Code that builds pages:
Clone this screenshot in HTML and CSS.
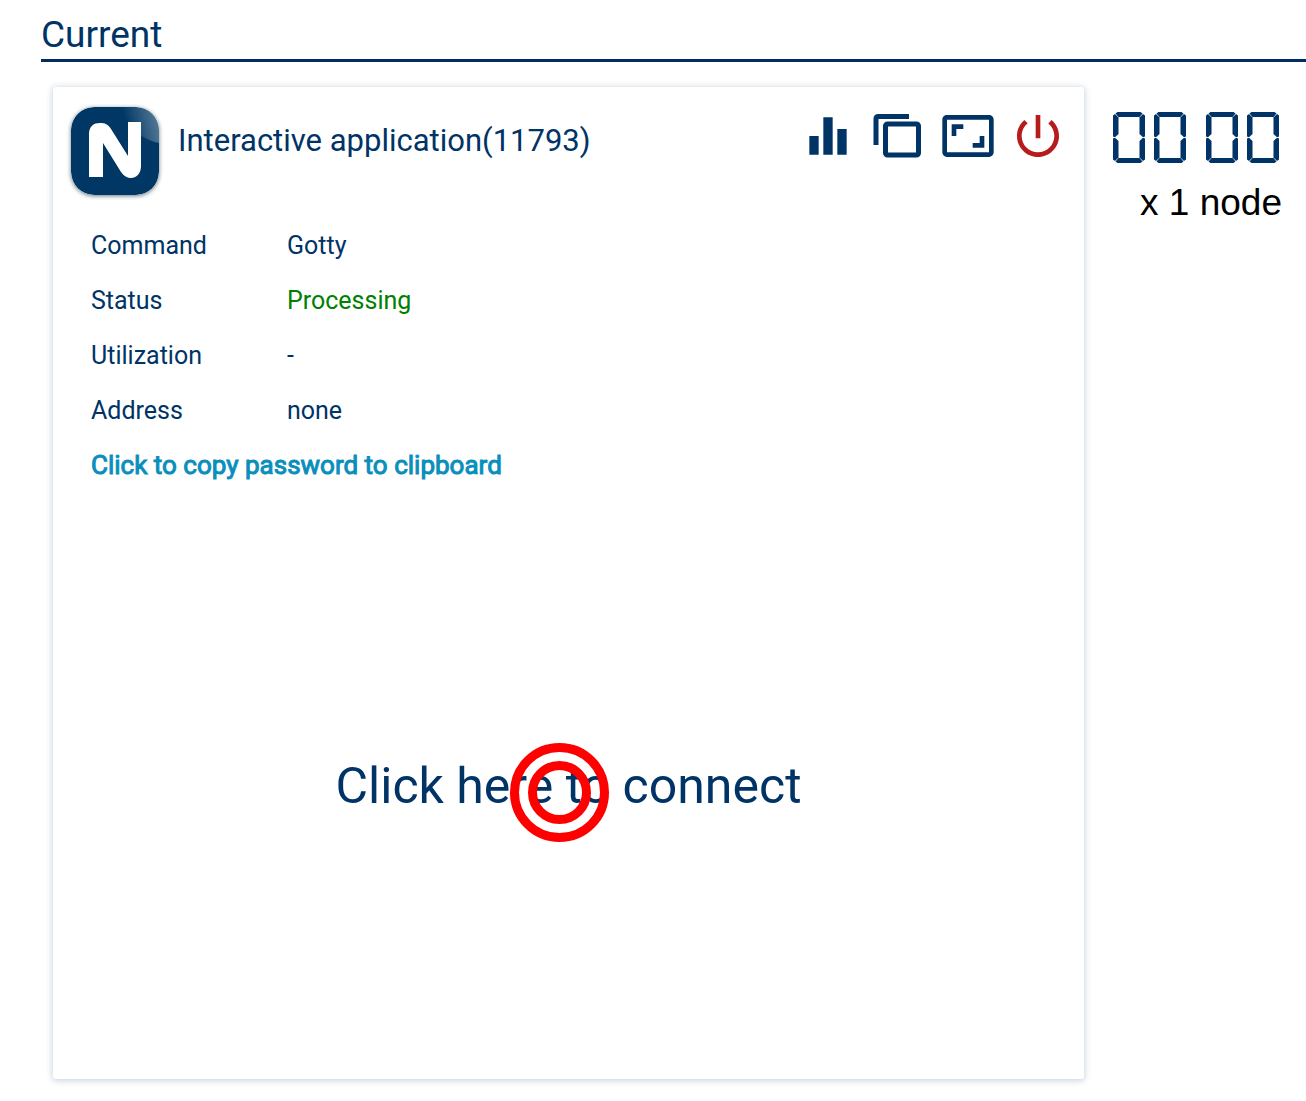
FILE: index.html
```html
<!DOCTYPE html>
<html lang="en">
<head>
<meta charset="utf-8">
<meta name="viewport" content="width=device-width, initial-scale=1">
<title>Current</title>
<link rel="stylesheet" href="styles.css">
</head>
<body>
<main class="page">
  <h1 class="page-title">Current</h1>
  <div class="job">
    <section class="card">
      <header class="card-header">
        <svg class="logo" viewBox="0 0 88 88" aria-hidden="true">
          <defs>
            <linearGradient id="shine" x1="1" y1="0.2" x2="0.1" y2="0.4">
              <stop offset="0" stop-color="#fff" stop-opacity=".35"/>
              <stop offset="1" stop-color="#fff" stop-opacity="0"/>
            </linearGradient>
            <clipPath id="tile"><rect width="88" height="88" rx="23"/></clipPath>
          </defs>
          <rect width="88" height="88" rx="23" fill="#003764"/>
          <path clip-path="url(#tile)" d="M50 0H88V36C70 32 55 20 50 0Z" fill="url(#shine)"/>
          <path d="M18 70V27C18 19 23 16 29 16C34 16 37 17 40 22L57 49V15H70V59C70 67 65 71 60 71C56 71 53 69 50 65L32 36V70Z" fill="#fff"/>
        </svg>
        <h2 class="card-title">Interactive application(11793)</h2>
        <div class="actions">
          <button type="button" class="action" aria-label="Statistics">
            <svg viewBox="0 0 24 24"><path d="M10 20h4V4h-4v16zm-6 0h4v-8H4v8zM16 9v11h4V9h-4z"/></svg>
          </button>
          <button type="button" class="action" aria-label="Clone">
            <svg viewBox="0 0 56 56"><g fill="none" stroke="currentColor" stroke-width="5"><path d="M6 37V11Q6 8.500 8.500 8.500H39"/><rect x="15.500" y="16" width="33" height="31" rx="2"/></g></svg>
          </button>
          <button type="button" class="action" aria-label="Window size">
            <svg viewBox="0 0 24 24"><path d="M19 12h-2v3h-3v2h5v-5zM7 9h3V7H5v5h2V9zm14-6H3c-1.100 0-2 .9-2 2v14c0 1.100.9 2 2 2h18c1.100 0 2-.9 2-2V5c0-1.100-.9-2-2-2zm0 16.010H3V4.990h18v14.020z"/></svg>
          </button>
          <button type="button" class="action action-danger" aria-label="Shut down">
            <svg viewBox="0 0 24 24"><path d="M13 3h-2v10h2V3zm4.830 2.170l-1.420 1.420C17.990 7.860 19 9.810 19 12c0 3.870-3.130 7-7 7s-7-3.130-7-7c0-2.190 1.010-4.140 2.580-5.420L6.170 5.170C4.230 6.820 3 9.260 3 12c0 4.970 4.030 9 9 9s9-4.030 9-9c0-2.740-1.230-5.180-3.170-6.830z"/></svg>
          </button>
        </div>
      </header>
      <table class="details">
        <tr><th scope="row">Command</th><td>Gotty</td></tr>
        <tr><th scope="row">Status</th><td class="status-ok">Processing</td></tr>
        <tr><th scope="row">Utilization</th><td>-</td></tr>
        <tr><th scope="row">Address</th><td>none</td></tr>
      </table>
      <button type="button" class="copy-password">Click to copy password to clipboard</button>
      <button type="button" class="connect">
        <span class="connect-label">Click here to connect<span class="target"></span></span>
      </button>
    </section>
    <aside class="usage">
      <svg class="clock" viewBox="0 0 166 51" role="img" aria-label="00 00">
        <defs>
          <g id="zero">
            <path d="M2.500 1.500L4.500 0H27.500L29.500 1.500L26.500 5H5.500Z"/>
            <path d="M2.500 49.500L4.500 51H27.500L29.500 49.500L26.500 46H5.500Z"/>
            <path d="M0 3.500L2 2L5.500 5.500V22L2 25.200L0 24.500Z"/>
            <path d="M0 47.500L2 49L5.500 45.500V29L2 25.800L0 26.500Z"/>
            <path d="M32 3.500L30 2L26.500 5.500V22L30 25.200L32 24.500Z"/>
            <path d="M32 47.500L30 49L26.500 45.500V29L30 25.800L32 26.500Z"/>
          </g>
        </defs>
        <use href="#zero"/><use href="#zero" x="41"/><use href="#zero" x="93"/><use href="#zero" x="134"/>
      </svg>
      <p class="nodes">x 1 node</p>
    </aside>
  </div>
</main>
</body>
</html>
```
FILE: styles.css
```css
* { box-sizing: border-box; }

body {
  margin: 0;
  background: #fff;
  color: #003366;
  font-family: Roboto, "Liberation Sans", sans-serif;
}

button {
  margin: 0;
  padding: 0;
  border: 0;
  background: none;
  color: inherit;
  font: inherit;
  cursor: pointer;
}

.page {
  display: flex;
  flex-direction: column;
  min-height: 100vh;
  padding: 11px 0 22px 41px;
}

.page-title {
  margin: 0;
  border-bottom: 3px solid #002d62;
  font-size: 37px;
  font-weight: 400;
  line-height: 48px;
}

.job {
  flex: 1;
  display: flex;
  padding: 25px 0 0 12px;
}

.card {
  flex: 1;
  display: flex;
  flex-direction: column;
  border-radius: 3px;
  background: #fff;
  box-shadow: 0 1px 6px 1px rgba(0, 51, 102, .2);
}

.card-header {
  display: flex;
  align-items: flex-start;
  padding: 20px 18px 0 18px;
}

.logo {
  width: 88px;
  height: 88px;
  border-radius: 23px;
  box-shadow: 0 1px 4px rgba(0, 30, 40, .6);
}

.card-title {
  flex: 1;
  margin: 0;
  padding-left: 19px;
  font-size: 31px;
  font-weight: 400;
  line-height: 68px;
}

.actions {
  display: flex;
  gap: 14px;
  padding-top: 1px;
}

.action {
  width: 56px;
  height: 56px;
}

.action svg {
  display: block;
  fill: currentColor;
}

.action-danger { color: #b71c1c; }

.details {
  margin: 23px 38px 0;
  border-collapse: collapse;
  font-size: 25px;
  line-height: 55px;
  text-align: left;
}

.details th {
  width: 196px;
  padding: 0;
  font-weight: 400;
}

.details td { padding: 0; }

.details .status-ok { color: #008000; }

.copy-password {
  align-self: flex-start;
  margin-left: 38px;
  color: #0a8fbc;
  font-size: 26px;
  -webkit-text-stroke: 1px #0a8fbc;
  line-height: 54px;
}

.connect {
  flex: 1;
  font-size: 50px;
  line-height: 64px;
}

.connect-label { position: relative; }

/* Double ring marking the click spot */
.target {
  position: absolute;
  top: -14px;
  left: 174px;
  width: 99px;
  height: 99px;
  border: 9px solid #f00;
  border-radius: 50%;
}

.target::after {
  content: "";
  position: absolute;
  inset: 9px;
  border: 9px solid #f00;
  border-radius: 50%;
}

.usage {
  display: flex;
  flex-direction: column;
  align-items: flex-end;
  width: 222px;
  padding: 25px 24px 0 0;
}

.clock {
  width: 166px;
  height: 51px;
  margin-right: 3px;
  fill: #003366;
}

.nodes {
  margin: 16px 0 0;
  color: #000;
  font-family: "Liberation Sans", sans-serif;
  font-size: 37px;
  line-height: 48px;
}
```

--

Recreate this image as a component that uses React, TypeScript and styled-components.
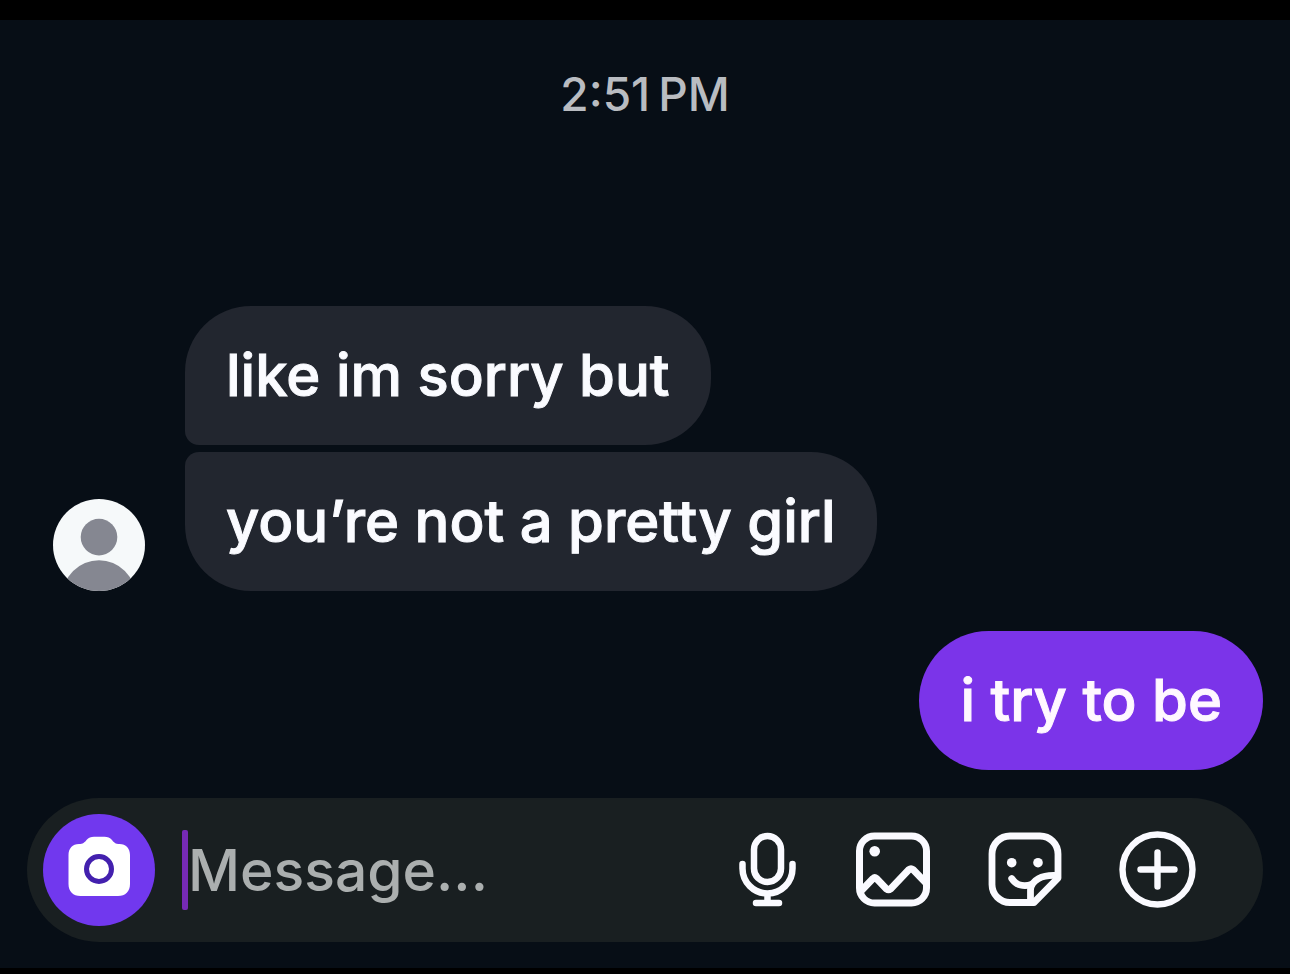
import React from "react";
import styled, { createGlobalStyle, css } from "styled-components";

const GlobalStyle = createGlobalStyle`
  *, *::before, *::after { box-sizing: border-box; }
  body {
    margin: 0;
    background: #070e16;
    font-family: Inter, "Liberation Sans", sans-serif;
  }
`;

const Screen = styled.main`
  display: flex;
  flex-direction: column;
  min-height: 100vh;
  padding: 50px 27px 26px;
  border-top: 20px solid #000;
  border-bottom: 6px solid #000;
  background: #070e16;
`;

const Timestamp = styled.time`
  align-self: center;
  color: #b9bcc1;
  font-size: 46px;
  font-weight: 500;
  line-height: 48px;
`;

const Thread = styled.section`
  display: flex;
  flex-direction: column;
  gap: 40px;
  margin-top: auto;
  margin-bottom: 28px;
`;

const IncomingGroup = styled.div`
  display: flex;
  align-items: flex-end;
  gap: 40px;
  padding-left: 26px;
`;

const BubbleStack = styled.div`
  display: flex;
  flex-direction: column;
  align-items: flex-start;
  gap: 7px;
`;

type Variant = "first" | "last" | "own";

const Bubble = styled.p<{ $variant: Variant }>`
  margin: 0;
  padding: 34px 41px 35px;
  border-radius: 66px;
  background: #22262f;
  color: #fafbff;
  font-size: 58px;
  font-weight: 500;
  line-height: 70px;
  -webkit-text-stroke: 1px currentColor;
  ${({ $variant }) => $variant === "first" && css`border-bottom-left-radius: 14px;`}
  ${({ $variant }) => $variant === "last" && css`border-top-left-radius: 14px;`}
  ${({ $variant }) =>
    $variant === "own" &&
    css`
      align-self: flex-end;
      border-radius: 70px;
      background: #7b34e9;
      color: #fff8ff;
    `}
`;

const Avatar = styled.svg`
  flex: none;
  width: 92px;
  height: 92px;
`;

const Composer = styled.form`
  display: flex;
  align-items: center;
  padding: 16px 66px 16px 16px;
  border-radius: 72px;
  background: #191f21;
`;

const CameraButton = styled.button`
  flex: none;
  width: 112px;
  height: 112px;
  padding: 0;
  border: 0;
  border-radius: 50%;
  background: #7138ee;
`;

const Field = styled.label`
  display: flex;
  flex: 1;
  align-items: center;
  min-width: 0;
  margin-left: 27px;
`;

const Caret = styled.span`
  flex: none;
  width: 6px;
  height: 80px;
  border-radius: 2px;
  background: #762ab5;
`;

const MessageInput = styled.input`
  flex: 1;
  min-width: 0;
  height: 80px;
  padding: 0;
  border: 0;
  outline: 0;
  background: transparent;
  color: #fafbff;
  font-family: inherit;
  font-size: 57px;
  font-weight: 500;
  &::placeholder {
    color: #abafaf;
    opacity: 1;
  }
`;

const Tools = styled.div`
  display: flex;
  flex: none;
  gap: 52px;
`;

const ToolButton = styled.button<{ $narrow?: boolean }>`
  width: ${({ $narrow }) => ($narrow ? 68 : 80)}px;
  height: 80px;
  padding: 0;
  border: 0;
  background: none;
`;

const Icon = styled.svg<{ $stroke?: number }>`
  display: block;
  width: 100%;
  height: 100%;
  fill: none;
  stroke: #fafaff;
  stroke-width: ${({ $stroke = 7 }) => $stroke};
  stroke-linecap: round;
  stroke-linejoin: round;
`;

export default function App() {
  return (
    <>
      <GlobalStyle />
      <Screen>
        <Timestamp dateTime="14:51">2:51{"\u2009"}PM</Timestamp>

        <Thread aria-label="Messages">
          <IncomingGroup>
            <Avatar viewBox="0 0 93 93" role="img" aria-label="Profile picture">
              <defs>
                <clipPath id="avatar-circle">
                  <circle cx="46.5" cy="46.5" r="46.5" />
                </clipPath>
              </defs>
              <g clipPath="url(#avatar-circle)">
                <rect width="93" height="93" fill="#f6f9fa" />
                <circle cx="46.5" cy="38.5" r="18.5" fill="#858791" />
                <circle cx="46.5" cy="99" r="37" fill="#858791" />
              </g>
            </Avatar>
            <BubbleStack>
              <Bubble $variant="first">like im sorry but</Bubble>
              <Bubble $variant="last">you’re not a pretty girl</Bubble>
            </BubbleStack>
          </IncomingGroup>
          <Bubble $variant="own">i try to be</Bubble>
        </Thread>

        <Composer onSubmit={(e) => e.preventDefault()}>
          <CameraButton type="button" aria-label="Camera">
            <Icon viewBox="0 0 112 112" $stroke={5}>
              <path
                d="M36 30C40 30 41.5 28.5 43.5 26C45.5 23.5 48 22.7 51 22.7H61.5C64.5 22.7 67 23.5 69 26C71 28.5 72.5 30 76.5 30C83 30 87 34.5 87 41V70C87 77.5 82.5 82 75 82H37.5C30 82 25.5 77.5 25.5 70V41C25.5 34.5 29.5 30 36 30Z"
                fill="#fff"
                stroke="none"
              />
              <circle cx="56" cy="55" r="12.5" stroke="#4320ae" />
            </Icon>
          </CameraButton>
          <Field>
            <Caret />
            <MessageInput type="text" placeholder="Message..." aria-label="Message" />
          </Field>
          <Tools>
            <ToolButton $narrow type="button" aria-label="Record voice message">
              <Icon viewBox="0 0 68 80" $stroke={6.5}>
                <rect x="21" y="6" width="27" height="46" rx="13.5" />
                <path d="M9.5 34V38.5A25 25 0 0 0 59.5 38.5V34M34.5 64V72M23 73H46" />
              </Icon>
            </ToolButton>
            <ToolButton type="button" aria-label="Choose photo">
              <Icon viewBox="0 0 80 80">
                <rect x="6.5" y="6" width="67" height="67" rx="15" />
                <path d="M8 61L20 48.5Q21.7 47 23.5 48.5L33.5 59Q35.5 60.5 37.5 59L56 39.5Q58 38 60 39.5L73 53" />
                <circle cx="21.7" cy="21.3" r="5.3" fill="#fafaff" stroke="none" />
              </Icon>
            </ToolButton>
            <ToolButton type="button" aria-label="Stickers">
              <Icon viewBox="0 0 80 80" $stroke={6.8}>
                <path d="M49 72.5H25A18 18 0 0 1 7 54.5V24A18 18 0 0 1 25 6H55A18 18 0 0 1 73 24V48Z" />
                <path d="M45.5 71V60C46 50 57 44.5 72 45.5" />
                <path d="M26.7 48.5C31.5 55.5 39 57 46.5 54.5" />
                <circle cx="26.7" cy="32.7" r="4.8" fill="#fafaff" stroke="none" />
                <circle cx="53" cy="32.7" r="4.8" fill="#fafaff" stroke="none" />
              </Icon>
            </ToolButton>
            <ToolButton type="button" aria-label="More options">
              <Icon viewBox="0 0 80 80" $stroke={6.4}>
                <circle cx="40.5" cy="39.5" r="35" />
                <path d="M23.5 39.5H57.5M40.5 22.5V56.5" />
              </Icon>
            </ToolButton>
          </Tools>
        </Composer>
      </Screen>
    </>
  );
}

◆ Problem
Only a number is wanted: how many lines of the data above contain "components"?

◆ Correct output
2